Parareflexive operators on Banach spaces (Q1812917)

The objective of this paper is to extend to a class of Banach spaces the results of \textit{C. Apostol}, \textit{R. G. Douglas} and \textit{C. Foiaş} on nilpotent operators and parareflexive operators on Hilbert spaces [Trans. Am. Math. Soc. 224 (1976), No. 2, 407-415 (1977; Zbl 0342.47008)]. The quasi-similarity of nilpotent operators to Jordan models and the consequent relations for adjoints are obtained. A paraclosed subspace is, essentially, the range of a bounded operator.
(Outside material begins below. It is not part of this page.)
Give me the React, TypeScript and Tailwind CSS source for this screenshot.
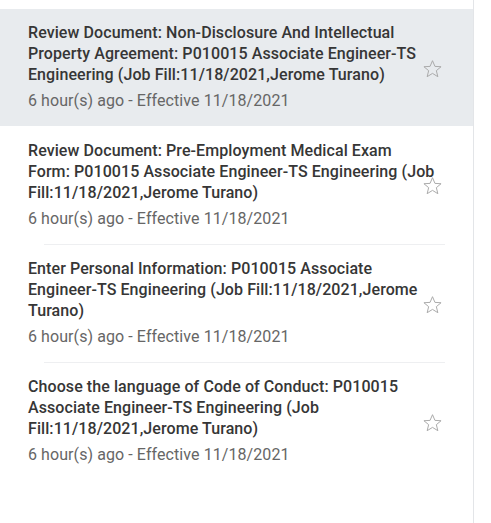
const items = [
  {
    lines: [
      "Review Document: Non-Disclosure And Intellectual",
      "Property Agreement: P010015 Associate Engineer-TS",
      "Engineering (Job Fill:11/18/2021,Jerome Turano)",
    ],
    active: true,
  },
  {
    lines: [
      "Review Document: Pre-Employment Medical Exam",
      "Form: P010015 Associate Engineer-TS Engineering (Job",
      "Fill:11/18/2021,Jerome Turano)",
    ],
  },
  {
    lines: [
      "Enter Personal Information: P010015 Associate",
      "Engineer-TS Engineering (Job Fill:11/18/2021,Jerome",
      "Turano)",
    ],
  },
  {
    lines: [
      "Choose the language of Code of Conduct: P010015",
      "Associate Engineer-TS Engineering (Job",
      "Fill:11/18/2021,Jerome Turano)",
    ],
  },
];

function StarOutline() {
  return (
    <svg width="21" height="21" viewBox="0 0 24 24" fill="none" stroke="#a8a8a8" strokeWidth="1.1" strokeLinejoin="miter">
      <polygon points="12,2.5 14.8,9 21.8,9.4 16.4,13.9 18.1,20.8 12,17 5.9,20.8 7.6,13.9 2.2,9.4 9.2,9" />
    </svg>
  );
}

export default function App() {
  return (
    <div className="w-[491px] h-[523px] bg-white font-['Roboto',sans-serif]">
      <div className="w-[474px] h-full border-r border-[#e3e5e8] pt-[9px]">
        {items.map((item, i) => (
          <div key={i}>
            {i > 1 && <div className="ml-[44px] mr-[28px] h-px bg-[#eeeff1]" />}
            <div
              className={`relative pl-[28px] pr-[20px] pb-[15px] ${
                item.active ? "bg-[#e8ebee] pt-[13px]" : i === 1 ? "pt-[14px]" : "pt-[13px]"
              }`}
            >
              <div className="text-[16px] leading-[21px] font-medium tracking-[0.08px] text-[#363636]">
                {item.lines.map((l) => (
                  <div key={l} className="whitespace-nowrap">
                    {l}
                  </div>
                ))}
              </div>
              <div className="mt-[5px] text-[16px] leading-[21px] tracking-[0.08px] text-[#666666]">
                6 hour(s) ago - Effective 11/18/2021
              </div>
              <div className="absolute right-[30px] top-1/2 -translate-y-1/2 mt-[1px]">
                <StarOutline />
              </div>
            </div>
          </div>
        ))}
      </div>
    </div>
  );
}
For parareflexivity, the results include: (a) If \(S\) and \(T\) are two operators on a Banach space \(X\), then \(T= u(S)\) for an analytic entire function \(u\) (subject to another condition), if and only if \(T\) leaves invariant every \(S\)-invariant paraclosed subspace of \(X\). (b) If \(S\) is a quasi-affine transform of \(T\) or if \(T\) is a quasi-affine transform of \(S\), then if \(S\) is parareflexive then \(T\) is parareflexive. (c) A necessary and sufficient condition for a nilpotent operator to be parareflexive is obtained. It is admitted that, in some instances, the proofs are ``sketchy''.